Gordon Grigg, a young adult lay reserve delegate, shares his experiences as a first-time delegate and how General Conference is giving young people a voice.

Lay Reserve Delegate, Ishpeming: Wesley UMC

I’m not going to lie. Coming to General Conference for the first time and as a young person is a lot. I wasn’t 100% sure what to expect. I have heard stories, but you never fully understand the scope of General Conference until you go.

A lot happens, from worship to legislative committee meetings, plenary sessions, and other events. During my time here, I have loved the worship services. The bishops who preach are leaving no crumbs behind. They are preaching things that are generally not preached, which gives hope to a young person. Where the church has been silent, the bishops are making noise, calling out the injustices that the church has fostered or turned a blind eye to over the years.

I enjoy the fact that young people were not just invited to General Conference but allowed to have a voice, and there was a Young People’s Address last week. This was to let the church know that we young people are still here in the church, watching and listening to everything the church is doing. We are watching the deconstruction of churches, both figuratively and physically. The church was reminded that they are our role models, the ones we look to for advice, the ones we look to for guidance.

To stop the division in the church, we need to start coming together as one united church. In conversations I have had with other delegates, this General Conference has felt different than those before it. There is a sense that we are stepping in the correct direction of becoming one united church. We are entering into our new era.

General Conference is about more than networking and outstanding worship services. It is also about getting down to business and getting the work done as a church. I was privileged to sit on the Church and Society 1 Legislative Committee, where we worked through our part of the Revised Social Principles.

From where I sit as a reserved delegate in the observer section, I can see what’s going on behind the voting bar. When I get a glimpse of the bishops on the stage from the viewing screen, I see all the church represented, not just a few of the ones who have been attending General Conference before I was born. I see the whole church. The seats are filled with diverse people from different central conferences, races, ethnicities, sexual orientations, genders, and ages.

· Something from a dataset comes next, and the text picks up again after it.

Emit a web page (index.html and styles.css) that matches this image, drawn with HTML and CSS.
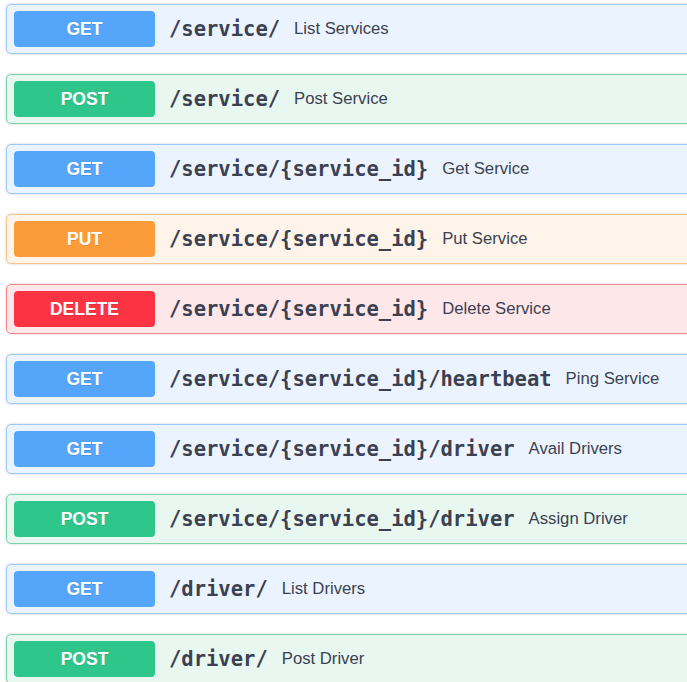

This diversity shows us young people that this church — The United Methodist Church — is diverse. We see the diversity by having ten different languages being interpreted for our delegates. This is also a conference of grace since we are all coming together from across the globe. We have shown each other grace when trying to find the correct parliamentary wording or words that will translate well — showing each other and the world that we can be civil.

As a young person, I have hope based on what I have seen so far. We have worked to make the church more inclusive by starting to remove harmful language in the Book of Discipline against LGBTQIA persons, working towards regionalization, and revising our Social Principles. We have seen history being made as we start becoming a united church.

I know that the legislation passed at General Conference will not fix the mistakes of the past or mend broken relationships. We must do that when we leave the Charlotte Convention Center on Friday. We need to go back to the places we came from and be the loving church we are working to become. We can point to the legislation we passed and say we are working on becoming better. It is a slow process, and we will not fix all our problems at once, but we are working toward that goal. But until we live it out in person, the legislation we pass is just words on a page that we ignore. In The United Methodist Church, I can see that, slowly, we are becoming God’s church.